Jones contends a U.S. economic slowdown “is no more than a few quarters away” and that Treasury yields and the S&P 500 will both likely end 2019 well below where they are now. Capital Economics is looking for the S&P 500 to drop around 15% from its late September record. And given the global rout that followed Wednesday’s U.S. selloff, that probably means weakness for other equity markets, too, he said. As for Treasurys, slower growth would likely cause the Fed to bring its tightening cycle to an end, with the 10-year yield sinking to around 2.5%.

The chart

While economists debate the potential impact of President Trump’s repeated criticisms of the Federal Reserve on the independence of the central bank, there’s no doubt the possibility the Fed will deliver another dreaded, expansion-ending policy mistake is on investors’ radar.

Of course, the latest survey by RBC Capital Markets didn’t ask investors whether they think the Fed is “crazy,” “loco,” or getting “a little too cute” — all charges that Trump leveled at Fed Chairman Jerome Powell and his fellow policy makers. But it did find that more than half of respondents see a high or moderate risk of a policy error, not far off the results of the bank’s June poll, as shown in the chart below.

 

The market

Global equity markets are attempting an end-of-week bounce after the Wall Street-led drubbing.
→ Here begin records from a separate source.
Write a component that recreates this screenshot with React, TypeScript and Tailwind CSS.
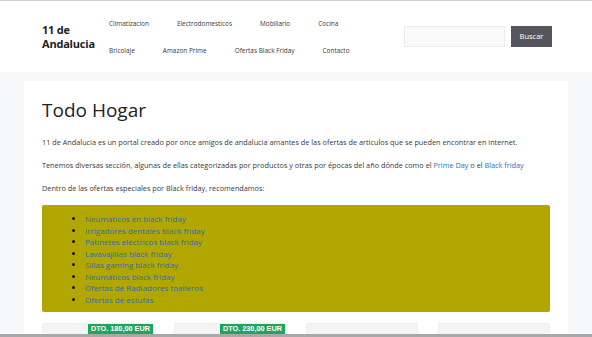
import React from "react";

const navItems = [
  "Climatizacion",
  "Electrodomesticos",
  "Mobiliario",
  "Cocina",
  "Bricolaje",
  "Amazon Prime",
  "Ofertas Black Friday",
  "Contacto",
];

const listItems = [
  "Neumaticos en black friday",
  "Irrigadores dentales black friday",
  "Patinetes eléctricos black friday",
  "Lavavajillas black friday",
  "Sillas gaming black friday",
  "Neumáticos black friday",
  "Ofertas de Radiadores toalleros",
  "Ofertas de estufas",
];

const cards = ["DTO. 180,00 EUR", "DTO. 230,00 EUR", "", ""];

export default function App() {
  return (
    <div className="h-[337px] overflow-hidden border-t border-[#cfcfcf] border-b-[3px] border-b-[#a8a8a8] bg-[#f7f8f9] font-['Open_Sans',sans-serif] text-[#3a3a3a]">
      <header className="flex h-[71px] items-center bg-white pl-[42px]">
        <div className="w-[53px] text-[11px] font-bold leading-[14px] tracking-[-0.2px] text-[#222]">
          11 de
          <br />
          Andalucia
        </div>
        <nav className="flex w-[290px] flex-wrap">
          {navItems.map((n) => (
            <a
              key={n}
              className="block px-[14px] text-[6.45px] leading-[27px] text-[#3a3a3a]"
            >
              {n}
            </a>
          ))}
        </nav>
        <div className="ml-[19px] flex items-center gap-[6px]">
          <div className="h-[21px] w-[101px] border border-[#ececec] bg-[#fafafa]" />
          <button className="h-[21px] w-[41px] bg-[#55555e] text-[7.5px] text-white">
            Buscar
          </button>
        </div>
      </header>

      <main className="px-[24px] pt-[9px]">
        <div className="bg-white px-[18px] pt-[16px]">
          <h1 className="text-[19px] font-normal leading-[26px] text-[#222]">
            Todo Hogar
          </h1>
          <p className="mt-[13px] text-[7.3px] leading-[12px]">
            11 de Andalucia es un portal creado por once amigos de andalucia amantes de las ofertas de articulos que se pueden encontrar en internet.
          </p>
          <p className="mt-[11px] text-[7.3px] leading-[12px]">
            Tenemos diversas sección, algunas de ellas categorizadas por productos y otras por épocas del año dónde como el{" "}
            <a className="text-[#1e73be]">Prime Day</a> o el{" "}
            <a className="text-[#1e73be]">Black friday</a>
          </p>
          <p className="mt-[11px] text-[7.3px] leading-[12px]">
            Dentro de las ofertas especiales por Black friday, recomendamos:
          </p>
          <div className="mt-[11px] h-[107px] rounded-[2px] bg-[#b2a700] pl-[43px] pt-[8px]">
            <ul className="list-disc">
              {listItems.map((l) => (
                <li key={l} className="text-[8px] leading-[11.5px] text-[#111]">
                  <a className="text-[#2d6db5]">{l}</a>
                </li>
              ))}
            </ul>
          </div>
          <div className="mt-[11px] grid grid-cols-4 gap-[20px]">
            {cards.map((c, i) => (
              <div
                key={i}
                className="flex h-[40px] justify-end border border-[#f0f0f0] bg-gradient-to-b from-[#f3f3f3] to-white"
              >
                {c && (
                  <span className="h-[10px] bg-[#1ea65a] px-[3px] font-['Liberation_Sans',sans-serif] text-[7.3px] font-bold leading-[10px] text-white">
                    {c}
                  </span>
                )}
              </div>
            ))}
          </div>
        </div>
      </main>
    </div>
  );
}
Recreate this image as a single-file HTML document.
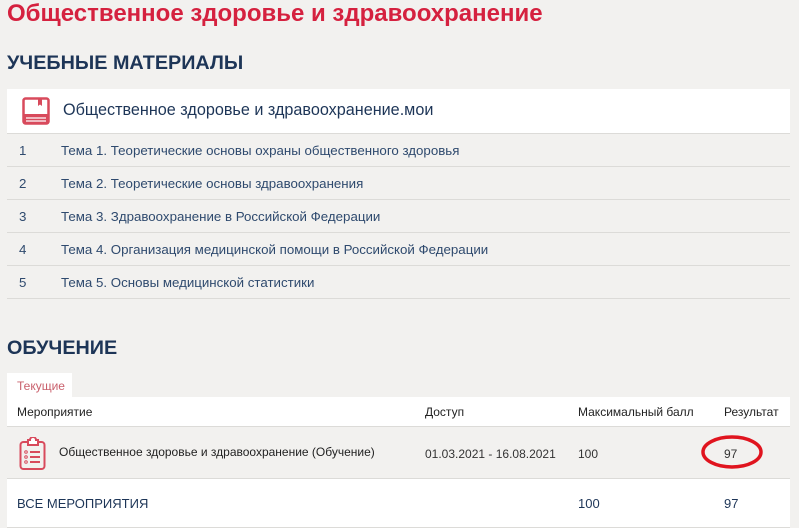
<!DOCTYPE html>
<html><head><meta charset="utf-8"><style>
body{margin:0;width:799px;height:528px;background:#f2f1ef;font-family:"Liberation Sans",sans-serif;position:relative;overflow:hidden}
.a{position:absolute;white-space:nowrap}
.row{position:absolute;left:7px;width:783px;height:32px;border-bottom:1px solid #dcdbd8;font-size:13.3px;color:#2f4a6e}
.row span{position:absolute;top:9px}
</style></head><body>
<div class="a" style="left:7px;top:0px;font-size:24px;font-weight:bold;color:#d5213f">Общественное здоровье и здравоохранение</div>
<div class="a" style="left:7px;top:52px;font-size:19.8px;font-weight:bold;color:#1d3557">УЧЕБНЫЕ МАТЕРИАЛЫ</div>
<div class="a" style="left:7px;top:89px;width:783px;height:44px;background:#fff;border-bottom:1px solid #dcdbd8"></div>
<svg class="a" style="left:22px;top:97px" width="28" height="28" viewBox="0 0 28 28"><rect x="1.5" y="1.5" width="25" height="25" rx="2" fill="none" stroke="#d84a5c" stroke-width="2.5"/><rect x="1.5" y="17" width="25" height="9.5" fill="#d84a5c"/><line x1="4" y1="21" x2="24" y2="21" stroke="#fff" stroke-width="1.2"/><line x1="4" y1="24" x2="24" y2="24" stroke="#fff" stroke-width="1.2"/><path d="M16 2V9L18 7.5L20 9V2Z" fill="#d84a5c"/></svg>
<div class="a" style="left:63px;top:101px;font-size:16.2px;color:#1d3557">Общественное здоровье и здравоохранение.мои</div>
<div class="row" style="top:134px"><span style="left:12px">1</span><span style="left:54px">Тема 1. Теоретические основы охраны общественного здоровья</span></div>
<div class="row" style="top:167px"><span style="left:12px">2</span><span style="left:54px">Тема 2. Теоретические основы здравоохранения</span></div>
<div class="row" style="top:200px"><span style="left:12px">3</span><span style="left:54px">Тема 3. Здравоохранение в Российской Федерации</span></div>
<div class="row" style="top:233px"><span style="left:12px">4</span><span style="left:54px">Тема 4. Организация медицинской помощи в Российской Федерации</span></div>
<div class="row" style="top:266px"><span style="left:12px">5</span><span style="left:54px">Тема 5. Основы медицинской статистики</span></div>
<div class="a" style="left:7px;top:337px;font-size:19.8px;font-weight:bold;color:#1d3557">ОБУЧЕНИЕ</div>
<div class="a" style="left:7px;top:373px;width:65px;height:24px;background:#fff"></div>
<div class="a" style="left:17px;top:379px;font-size:12px;color:#c9606c">Текущие</div>
<div class="a" style="left:7px;top:397px;width:783px;height:29px;background:#fff;border-bottom:1px solid #dcdbd8"></div>
<div class="a" style="left:17px;top:405px;font-size:12px;color:#222">Мероприятие</div>
<div class="a" style="left:425px;top:405px;font-size:12px;color:#222">Доступ</div>
<div class="a" style="left:578px;top:405px;font-size:12px;color:#222">Максимальный балл</div>
<div class="a" style="left:724px;top:405px;font-size:12px;color:#222">Результат</div>
<svg class="a" style="left:19px;top:437px" width="28" height="34" viewBox="0 0 28 34"><rect x="1.5" y="5" width="24" height="27" rx="3" fill="none" stroke="#d84a5c" stroke-width="2"/><path d="M9 5V3H11A3 3 0 0 1 17 3H19V8H9Z" fill="#fff" stroke="#d84a5c" stroke-width="2"/><circle cx="7" cy="15" r="1.3" fill="none" stroke="#d84a5c"/><circle cx="7" cy="20" r="1.3" fill="none" stroke="#d84a5c"/><circle cx="7" cy="25" r="1.3" fill="none" stroke="#d84a5c"/><path d="M11 15H21M11 20H21M11 25H21" stroke="#d84a5c" stroke-width="2"/></svg>
<div class="a" style="left:59px;top:445px;font-size:12px;color:#222">Общественное здоровье и здравоохранение (Обучение)</div>
<div class="a" style="left:425px;top:447px;font-size:12px;color:#333">01.03.2021 - 16.08.2021</div>
<div class="a" style="left:578px;top:447px;font-size:12px;color:#333">100</div>
<div class="a" style="left:724px;top:447px;font-size:12px;color:#333">97</div>
<svg class="a" style="left:700px;top:433px" width="66" height="38"><ellipse cx="32" cy="19" rx="29" ry="15" fill="none" stroke="#e0141e" stroke-width="3.5"/></svg>
<div class="a" style="left:7px;top:478px;width:783px;height:48px;background:#fff;border-top:1px solid #dcdbd8;border-bottom:1px solid #dcdbd8"></div>
<div class="a" style="left:17px;top:496px;font-size:13px;color:#1d3557">ВСЕ МЕРОПРИЯТИЯ</div>
<div class="a" style="left:578px;top:496px;font-size:13px;color:#1d3557">100</div>
<div class="a" style="left:724px;top:496px;font-size:13px;color:#1d3557">97</div>
</body></html>
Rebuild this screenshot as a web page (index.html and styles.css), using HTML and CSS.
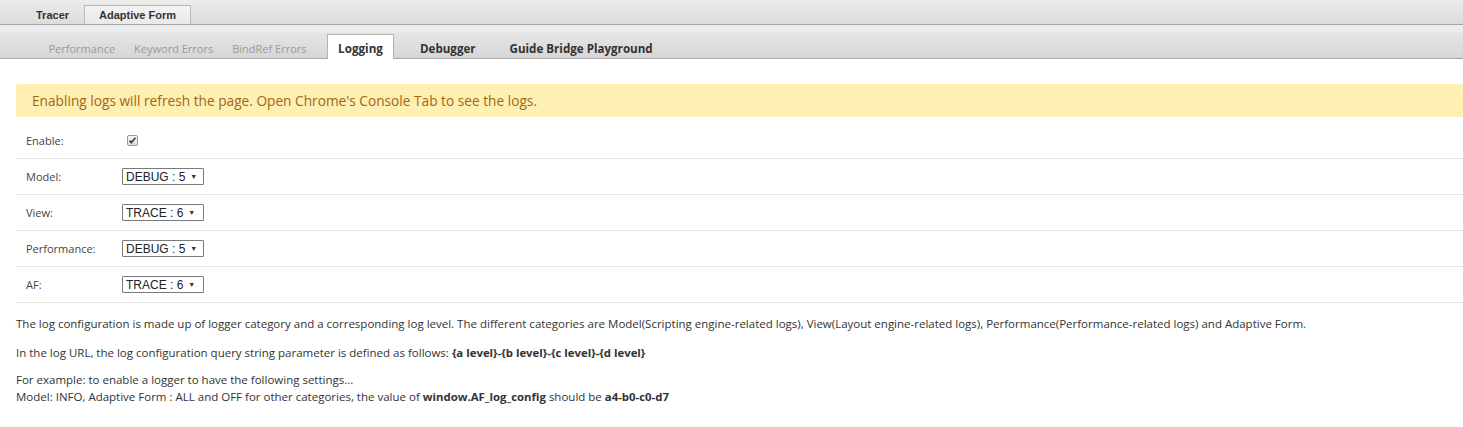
FILE: index.html
```html
<!DOCTYPE html>
<html>
<head>
<meta charset="utf-8">
<link rel="stylesheet" href="styles.css">
</head>
<body>
<div class="topbar">
  <div class="ttab">Tracer</div>
  <div class="ttab active">Adaptive Form</div>
</div>
<div class="subbar">
  <div class="stab dim">Performance</div>
  <div class="stab dim">Keyword Errors</div>
  <div class="stab dim">BindRef Errors</div>
  <div class="stab active">Logging</div>
  <div class="stab bold debugger">Debugger</div>
  <div class="stab bold guide">Guide Bridge Playground</div>
</div>
<div class="content">
  <div class="banner">Enabling logs will refresh the page. Open Chrome's Console Tab to see the logs.</div>
  <div class="rows">
    <div class="row">
      <div class="label">Enable:</div>
      <svg class="check" width="11" height="11" viewBox="0 0 11 11">
        <defs>
          <linearGradient id="cbg" x1="0" y1="0" x2="0" y2="1">
            <stop offset="0" stop-color="#fafafa"/>
            <stop offset="1" stop-color="#dcdcdc"/>
          </linearGradient>
        </defs>
        <rect x="0.5" y="0.5" width="10" height="10" rx="1.5" fill="url(#cbg)" stroke="#9a9a9a"/>
        <path d="M2.6 5.6 L4.4 7.6 L8.4 2.8" fill="none" stroke="#444" stroke-width="1.7"/>
      </svg>
    </div>
    <div class="row">
      <div class="label">Model:</div>
      <div class="select"><span>DEBUG : 5</span><span class="arrow">▼</span></div>
    </div>
    <div class="row">
      <div class="label">View:</div>
      <div class="select"><span>TRACE : 6</span><span class="arrow">▼</span></div>
    </div>
    <div class="row">
      <div class="label">Performance:</div>
      <div class="select"><span>DEBUG : 5</span><span class="arrow">▼</span></div>
    </div>
    <div class="row">
      <div class="label">AF:</div>
      <div class="select"><span>TRACE : 6</span><span class="arrow">▼</span></div>
    </div>
  </div>
  <p class="p1">The log configuration is made up of logger category and a corresponding log level. The different categories are Model(Scripting engine-related logs), View(Layout engine-related logs), Performance(Performance-related logs) and Adaptive Form.</p>
  <p class="p2">In the log URL, the log configuration query string parameter is defined as follows: <b>{a level}-{b level}-{c level}-{d level}</b></p>
  <p class="p3">For example: to enable a logger to have the following settings...<br>Model: INFO, Adaptive Form : ALL and OFF for other categories, the value of <b>window.AF_log_config</b> should be <b>a4-b0-c0-d7</b></p>
</div>
</body>
</html>
```
FILE: styles.css
```css
html, body {
  margin: 0;
  padding: 0;
  background: #fff;
}
body {
  font-family: "Open Sans", "Noto Sans", sans-serif;
  color: #333;
  width: 1463px;
  overflow: hidden;
}
.topbar {
  height: 24px;
  display: flex;
  align-items: flex-end;
  padding-left: 21px;
  background: linear-gradient(#ececec, #dcdcdc);
  border-bottom: 1px solid #a3a3a3;
}
.ttab {
  font-family: "Liberation Sans", Arial, sans-serif;
  font-weight: bold;
  font-size: 11px;
  color: #333;
  height: 18px;
  line-height: 18px;
  padding: 0 14px;
  border: 1px solid transparent;
  border-bottom: none;
}
.ttab.active {
  background: linear-gradient(#f3f3f3, #e9e9e9);
  border-color: #b9b9b9;
}
.subbar {
  height: 33px;
  display: flex;
  align-items: flex-end;
  padding-left: 39px;
  background: linear-gradient(#ececec 0, #ececec 7px, #e6e6e6 8px, #d6d6d6 100%);
  border-bottom: 1px solid #a6a6a6;
}
.stab {
  font-size: 11px;
  height: 23px;
  line-height: 27px;
  padding: 0 9.5px;
}
.stab.dim {
  color: #9a9a9a;
}
.stab.active {
  margin-left: 11px;
  padding: 0 10px;
  background: #fff;
  border: 1px solid #b3b3b3;
  border-bottom: none;
  font-weight: bold;
  font-size: 11.7px;
  color: #333;
  height: 24px;
  margin-bottom: -1px;
}
.stab.bold {
  font-weight: bold;
  font-size: 11.6px;
  color: #333;
  padding: 0;
}
.stab.debugger { margin-left: 26px; }
.stab.guide { margin-left: 34px; }
.content {
  padding-left: 16px;
  padding-top: 25px;
}
.banner {
  height: 33px;
  line-height: 33px;
  background: #feefb3;
  color: #a56614;
  font-size: 13.7px;
  padding-left: 16px;
  border-radius: 3px 0 0 3px;
}
.rows {
  margin-top: 6px;
}
.row {
  height: 35px;
  display: flex;
  align-items: center;
  border-bottom: 1px solid #e6e6e6;
  padding-left: 10px;
}
.label {
  width: 96px;
  font-size: 11px;
  color: #444;
}
.check {
  margin-left: 5px;
}
.select {
  box-sizing: border-box;
  width: 82px;
  height: 17px;
  border: 1px solid #7a7a7a;
  border-radius: 1px;
  display: flex;
  align-items: center;
  padding-left: 3px;
  font-family: "Liberation Sans", Arial, sans-serif;
  font-size: 12px;
  color: #222;
  background: #fff;
}
.select .arrow {
  font-size: 7px;
  margin-left: 5px;
  color: #333;
}
p {
  margin: 0;
  font-size: 11.5px;
  line-height: 17px;
  color: #333;
}
p b {
  font-size: 11.4px;
}
.p1 { margin-top: 12px; }
.p2 { margin-top: 12px; }
.p3 { margin-top: 10px; }
```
U.S. stock-index futures are pointing toward a solidly higher open as investors turn their attention to earnings, with Dow futures YMZ8 up 238 points, or 1% and S&P 500 futures ESZ8 rising 1.1%. Nasdaq-100 futures NQZ8 are 1.6% higher. Stocks were still set to log their biggest weekly decline since March, however.

Asian stocks erased a soft open to end broadly higher, but still saw heavy weekly declines. European equities were also posting gains Friday.

The buzz

Earnings season began in earnest Friday morning, with results due from banking heavyweight JPMorgan Chase & Co. JPM, with Citigroup Inc. C and Wells Fargo & Co. WFC.

JPMorgan was first out of the gate, beating profit and revenue estimates. Shares rose 1.3%.

Analysts are skeptical that third-quarter earnings season will provide the fuel needed to undo the sector’s underperformance in 2018.

U.S. Treasury staff finds China isn’t manipulating the yuan, ahead of the release expected next week of the department’s twice-yearly currency report, according to Bloomberg.

Facebook Inc. FB  removed hundreds of U.S. pages and accounts it said were spreading false or misleading political content ahead of next month’s midterm elections. The move was aimed at stopping misinformation spread primarily by Americans rather than coordinated efforts by Russians.

Turkey may release detained U.S. pastor Andrew Brunson on Friday, a move that would help mend relations between Washington and Ankara.

President Donald Trump is considering as many as five candidates to replace Attorney General Jeff Sessions, on the assumption he will leave his post later this year.

China expects the trade spat and other factors to slow China’s foreign trade growth starting in the fourth quarter, but the latest data show exports to the U.S. surged 16.6% in September from a year earlier.

Hurricane Michael is blamed for at least six deaths. At least 1 million power customers were offline Thursday in Florida, Alabama, Georgia, the Carolinas and Virginia, according to local utilities.

Kanye West urged Trump to ditch Air Force One and get onboard with iPlane One.